Instructions for the task:
Seek out every line containing the word "components", and copy each.
** START OF Provided material **
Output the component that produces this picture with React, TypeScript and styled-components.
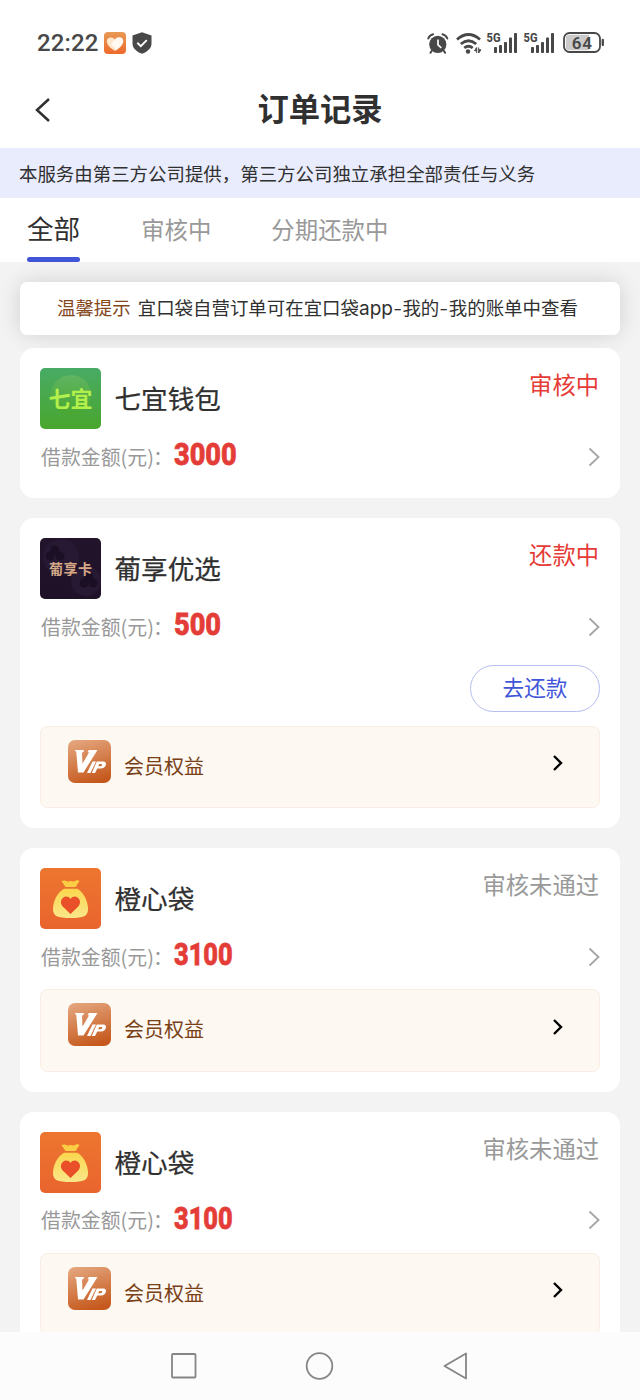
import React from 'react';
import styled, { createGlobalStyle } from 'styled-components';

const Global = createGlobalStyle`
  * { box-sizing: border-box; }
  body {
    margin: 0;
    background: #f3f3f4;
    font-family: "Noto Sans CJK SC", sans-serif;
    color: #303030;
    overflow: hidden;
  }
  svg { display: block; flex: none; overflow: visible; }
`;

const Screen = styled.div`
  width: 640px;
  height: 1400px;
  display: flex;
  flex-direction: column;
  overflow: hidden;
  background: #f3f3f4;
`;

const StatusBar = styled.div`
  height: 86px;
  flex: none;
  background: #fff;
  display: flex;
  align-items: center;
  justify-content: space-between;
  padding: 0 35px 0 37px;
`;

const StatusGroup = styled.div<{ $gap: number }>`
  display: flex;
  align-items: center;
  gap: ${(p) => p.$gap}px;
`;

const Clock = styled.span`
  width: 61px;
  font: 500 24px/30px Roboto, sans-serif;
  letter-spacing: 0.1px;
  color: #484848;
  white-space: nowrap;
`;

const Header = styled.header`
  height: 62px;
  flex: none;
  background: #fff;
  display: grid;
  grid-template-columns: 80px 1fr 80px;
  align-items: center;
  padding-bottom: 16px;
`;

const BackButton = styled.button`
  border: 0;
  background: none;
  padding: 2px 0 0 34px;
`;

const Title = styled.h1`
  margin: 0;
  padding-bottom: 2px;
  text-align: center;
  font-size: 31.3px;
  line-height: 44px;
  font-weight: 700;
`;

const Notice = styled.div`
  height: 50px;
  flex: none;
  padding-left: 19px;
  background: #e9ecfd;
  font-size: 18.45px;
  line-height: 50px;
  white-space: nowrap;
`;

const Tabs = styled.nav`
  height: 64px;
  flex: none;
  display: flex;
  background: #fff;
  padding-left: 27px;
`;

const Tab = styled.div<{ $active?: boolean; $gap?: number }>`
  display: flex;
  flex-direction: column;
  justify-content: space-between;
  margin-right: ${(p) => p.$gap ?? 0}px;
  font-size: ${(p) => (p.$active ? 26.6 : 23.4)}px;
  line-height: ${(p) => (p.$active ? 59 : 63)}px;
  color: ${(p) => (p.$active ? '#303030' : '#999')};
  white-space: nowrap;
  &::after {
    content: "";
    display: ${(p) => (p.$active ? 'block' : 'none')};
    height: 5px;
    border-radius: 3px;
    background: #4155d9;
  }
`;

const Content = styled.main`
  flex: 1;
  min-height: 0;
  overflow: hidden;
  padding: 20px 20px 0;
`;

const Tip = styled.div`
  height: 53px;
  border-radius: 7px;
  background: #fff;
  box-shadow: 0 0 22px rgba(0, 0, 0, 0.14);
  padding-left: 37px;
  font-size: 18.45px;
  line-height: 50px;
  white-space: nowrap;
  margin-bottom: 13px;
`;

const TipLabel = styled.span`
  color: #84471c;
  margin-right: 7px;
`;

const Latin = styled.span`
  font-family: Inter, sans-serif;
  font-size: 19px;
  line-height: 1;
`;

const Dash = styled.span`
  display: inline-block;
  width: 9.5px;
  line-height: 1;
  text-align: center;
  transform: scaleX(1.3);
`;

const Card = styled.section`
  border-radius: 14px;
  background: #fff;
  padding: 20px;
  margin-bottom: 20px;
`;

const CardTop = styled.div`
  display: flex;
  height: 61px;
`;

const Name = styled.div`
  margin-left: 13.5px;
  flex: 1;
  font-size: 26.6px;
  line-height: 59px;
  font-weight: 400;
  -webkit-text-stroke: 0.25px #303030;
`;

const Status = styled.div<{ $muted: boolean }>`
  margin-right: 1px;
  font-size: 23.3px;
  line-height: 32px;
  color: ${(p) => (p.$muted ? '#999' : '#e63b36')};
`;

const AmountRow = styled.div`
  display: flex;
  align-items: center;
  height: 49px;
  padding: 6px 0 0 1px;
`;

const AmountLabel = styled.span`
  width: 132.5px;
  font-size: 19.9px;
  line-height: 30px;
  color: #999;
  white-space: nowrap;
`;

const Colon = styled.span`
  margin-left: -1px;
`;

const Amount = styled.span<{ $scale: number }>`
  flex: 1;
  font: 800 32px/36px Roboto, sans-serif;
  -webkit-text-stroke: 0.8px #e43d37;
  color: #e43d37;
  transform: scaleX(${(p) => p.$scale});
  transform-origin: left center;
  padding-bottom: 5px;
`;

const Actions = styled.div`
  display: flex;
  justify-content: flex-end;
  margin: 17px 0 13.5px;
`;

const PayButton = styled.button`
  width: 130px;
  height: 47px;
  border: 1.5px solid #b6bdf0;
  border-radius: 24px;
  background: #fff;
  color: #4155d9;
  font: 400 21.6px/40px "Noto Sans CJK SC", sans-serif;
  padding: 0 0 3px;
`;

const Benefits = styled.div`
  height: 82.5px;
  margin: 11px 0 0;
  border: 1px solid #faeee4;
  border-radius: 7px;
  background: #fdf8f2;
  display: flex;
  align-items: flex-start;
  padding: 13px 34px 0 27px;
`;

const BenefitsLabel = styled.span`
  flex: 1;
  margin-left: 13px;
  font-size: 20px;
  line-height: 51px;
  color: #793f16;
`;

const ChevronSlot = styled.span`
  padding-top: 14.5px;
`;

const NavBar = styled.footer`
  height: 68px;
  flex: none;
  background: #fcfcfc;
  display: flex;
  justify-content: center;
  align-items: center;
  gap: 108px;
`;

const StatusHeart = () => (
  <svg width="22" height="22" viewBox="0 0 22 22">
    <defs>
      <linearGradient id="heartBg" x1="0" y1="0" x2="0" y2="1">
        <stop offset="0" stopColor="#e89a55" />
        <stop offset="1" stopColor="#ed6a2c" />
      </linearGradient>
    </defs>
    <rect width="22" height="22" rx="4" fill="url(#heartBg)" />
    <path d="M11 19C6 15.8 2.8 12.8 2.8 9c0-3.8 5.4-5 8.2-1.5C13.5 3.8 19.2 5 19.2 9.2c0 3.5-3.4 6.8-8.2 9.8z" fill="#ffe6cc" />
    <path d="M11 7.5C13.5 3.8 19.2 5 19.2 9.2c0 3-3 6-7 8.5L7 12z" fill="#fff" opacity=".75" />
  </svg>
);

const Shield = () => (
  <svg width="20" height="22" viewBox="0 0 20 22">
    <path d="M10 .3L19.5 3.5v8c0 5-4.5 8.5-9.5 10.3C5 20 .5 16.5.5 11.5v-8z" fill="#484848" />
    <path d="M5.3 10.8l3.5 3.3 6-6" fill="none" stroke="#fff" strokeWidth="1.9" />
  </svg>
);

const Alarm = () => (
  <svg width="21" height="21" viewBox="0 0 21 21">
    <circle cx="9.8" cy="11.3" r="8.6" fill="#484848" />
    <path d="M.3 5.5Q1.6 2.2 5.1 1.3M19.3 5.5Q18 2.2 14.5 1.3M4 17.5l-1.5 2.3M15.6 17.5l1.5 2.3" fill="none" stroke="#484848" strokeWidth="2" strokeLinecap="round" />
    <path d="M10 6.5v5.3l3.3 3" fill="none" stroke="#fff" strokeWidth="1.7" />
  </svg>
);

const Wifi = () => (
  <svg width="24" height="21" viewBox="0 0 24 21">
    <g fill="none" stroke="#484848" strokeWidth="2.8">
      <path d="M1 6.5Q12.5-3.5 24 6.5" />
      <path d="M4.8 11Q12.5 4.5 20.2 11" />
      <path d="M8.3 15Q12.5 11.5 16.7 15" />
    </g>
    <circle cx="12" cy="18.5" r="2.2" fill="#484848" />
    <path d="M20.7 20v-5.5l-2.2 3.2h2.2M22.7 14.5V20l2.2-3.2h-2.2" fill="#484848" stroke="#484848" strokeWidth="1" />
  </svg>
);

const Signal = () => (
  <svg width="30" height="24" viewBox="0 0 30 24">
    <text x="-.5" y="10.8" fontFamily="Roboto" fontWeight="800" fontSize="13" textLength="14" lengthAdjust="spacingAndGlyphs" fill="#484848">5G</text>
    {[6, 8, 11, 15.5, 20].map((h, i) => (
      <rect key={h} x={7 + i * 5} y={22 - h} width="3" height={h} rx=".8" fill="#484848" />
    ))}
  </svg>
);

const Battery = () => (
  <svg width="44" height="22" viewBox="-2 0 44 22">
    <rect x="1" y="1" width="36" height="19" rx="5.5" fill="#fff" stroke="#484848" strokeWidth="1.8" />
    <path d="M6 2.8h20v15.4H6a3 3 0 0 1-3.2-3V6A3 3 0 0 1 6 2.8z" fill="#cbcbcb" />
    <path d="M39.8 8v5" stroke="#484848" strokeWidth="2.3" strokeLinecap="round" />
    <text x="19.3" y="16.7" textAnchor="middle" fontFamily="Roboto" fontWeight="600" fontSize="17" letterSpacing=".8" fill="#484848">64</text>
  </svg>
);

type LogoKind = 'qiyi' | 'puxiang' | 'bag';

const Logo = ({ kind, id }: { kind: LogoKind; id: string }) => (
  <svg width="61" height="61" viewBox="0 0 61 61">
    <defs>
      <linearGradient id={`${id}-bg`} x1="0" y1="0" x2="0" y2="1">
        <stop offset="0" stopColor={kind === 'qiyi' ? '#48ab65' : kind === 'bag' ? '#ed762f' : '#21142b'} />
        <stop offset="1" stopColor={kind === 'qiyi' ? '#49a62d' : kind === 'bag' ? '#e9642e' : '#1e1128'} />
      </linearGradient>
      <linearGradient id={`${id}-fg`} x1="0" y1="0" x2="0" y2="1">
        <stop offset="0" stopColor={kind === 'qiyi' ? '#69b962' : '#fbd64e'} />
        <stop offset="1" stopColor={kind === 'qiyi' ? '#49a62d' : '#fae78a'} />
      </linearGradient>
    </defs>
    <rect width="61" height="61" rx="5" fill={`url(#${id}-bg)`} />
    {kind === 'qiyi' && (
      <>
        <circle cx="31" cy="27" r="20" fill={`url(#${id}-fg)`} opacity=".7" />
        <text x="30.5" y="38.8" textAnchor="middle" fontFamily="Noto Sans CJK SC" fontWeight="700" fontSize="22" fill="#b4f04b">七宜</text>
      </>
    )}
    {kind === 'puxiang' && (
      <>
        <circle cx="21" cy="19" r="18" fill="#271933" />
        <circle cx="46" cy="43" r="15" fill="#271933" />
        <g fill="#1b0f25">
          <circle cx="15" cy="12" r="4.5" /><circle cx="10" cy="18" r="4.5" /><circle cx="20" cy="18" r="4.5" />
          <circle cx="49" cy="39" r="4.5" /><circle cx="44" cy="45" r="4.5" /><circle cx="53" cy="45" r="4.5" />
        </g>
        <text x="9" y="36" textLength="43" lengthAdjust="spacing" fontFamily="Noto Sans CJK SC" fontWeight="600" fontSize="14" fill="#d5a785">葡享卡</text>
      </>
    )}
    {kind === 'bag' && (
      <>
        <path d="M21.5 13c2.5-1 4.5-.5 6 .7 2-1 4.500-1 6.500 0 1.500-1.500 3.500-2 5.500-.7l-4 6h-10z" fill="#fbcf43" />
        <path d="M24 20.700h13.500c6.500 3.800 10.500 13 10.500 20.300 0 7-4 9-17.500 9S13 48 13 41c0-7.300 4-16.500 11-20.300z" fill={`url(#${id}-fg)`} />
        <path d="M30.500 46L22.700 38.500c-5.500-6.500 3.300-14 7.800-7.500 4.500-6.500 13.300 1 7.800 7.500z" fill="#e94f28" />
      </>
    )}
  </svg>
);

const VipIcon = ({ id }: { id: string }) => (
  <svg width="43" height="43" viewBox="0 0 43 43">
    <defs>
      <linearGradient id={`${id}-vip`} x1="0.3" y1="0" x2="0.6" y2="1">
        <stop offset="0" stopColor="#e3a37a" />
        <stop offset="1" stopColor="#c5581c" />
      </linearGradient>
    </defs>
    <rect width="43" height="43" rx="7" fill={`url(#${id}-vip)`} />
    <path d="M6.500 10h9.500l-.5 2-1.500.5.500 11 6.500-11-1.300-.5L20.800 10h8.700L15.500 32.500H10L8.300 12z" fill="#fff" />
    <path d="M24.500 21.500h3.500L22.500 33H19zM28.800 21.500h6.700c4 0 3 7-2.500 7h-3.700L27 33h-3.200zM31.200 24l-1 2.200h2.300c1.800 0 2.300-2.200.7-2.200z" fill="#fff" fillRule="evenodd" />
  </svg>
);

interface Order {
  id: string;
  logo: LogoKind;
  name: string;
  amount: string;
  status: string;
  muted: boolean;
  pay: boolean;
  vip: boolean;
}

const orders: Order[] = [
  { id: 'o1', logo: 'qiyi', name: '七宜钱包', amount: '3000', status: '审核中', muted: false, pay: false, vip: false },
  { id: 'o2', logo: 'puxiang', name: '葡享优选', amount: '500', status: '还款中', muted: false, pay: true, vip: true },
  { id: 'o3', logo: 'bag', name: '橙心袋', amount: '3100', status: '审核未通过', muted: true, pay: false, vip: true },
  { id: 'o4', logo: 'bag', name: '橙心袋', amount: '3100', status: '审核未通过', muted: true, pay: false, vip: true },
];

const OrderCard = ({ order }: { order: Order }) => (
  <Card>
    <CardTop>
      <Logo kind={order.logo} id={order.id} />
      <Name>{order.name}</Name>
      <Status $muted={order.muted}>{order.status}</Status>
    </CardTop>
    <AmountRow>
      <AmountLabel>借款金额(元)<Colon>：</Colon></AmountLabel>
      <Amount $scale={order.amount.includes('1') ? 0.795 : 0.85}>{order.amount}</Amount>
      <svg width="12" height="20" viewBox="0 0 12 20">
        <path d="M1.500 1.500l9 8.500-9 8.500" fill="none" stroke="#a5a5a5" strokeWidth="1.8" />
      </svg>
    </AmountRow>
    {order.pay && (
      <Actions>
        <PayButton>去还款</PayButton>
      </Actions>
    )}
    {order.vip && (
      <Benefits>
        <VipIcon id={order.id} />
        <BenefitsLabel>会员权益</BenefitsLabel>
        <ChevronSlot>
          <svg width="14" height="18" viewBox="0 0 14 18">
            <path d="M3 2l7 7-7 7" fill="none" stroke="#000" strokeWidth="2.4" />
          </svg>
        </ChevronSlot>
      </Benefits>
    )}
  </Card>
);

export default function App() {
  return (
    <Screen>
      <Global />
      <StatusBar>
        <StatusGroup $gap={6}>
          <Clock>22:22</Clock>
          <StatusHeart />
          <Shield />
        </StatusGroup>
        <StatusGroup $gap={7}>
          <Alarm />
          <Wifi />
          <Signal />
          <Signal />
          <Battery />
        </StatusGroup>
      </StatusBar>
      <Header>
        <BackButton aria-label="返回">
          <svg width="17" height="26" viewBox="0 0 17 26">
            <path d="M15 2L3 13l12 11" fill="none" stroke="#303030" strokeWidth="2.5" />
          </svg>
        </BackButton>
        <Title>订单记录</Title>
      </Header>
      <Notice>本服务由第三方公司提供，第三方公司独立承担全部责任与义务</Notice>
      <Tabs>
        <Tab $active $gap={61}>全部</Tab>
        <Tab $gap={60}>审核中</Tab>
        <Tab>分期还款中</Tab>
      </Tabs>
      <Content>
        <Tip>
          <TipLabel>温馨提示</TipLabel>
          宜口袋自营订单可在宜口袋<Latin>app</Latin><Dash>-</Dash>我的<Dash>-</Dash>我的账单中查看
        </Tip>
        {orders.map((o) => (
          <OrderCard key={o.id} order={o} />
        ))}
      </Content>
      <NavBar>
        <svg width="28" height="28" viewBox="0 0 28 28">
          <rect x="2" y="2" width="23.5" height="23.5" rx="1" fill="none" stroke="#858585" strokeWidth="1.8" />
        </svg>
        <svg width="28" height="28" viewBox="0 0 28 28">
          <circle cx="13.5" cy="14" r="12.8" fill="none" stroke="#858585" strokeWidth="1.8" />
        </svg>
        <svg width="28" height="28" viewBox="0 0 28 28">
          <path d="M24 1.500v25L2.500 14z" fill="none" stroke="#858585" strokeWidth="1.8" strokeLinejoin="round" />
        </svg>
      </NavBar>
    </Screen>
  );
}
** END OF Provided material **
Response to the task:
Output the component that produces this picture with React, TypeScript and styled-components.
import styled, { createGlobalStyle } from 'styled-components';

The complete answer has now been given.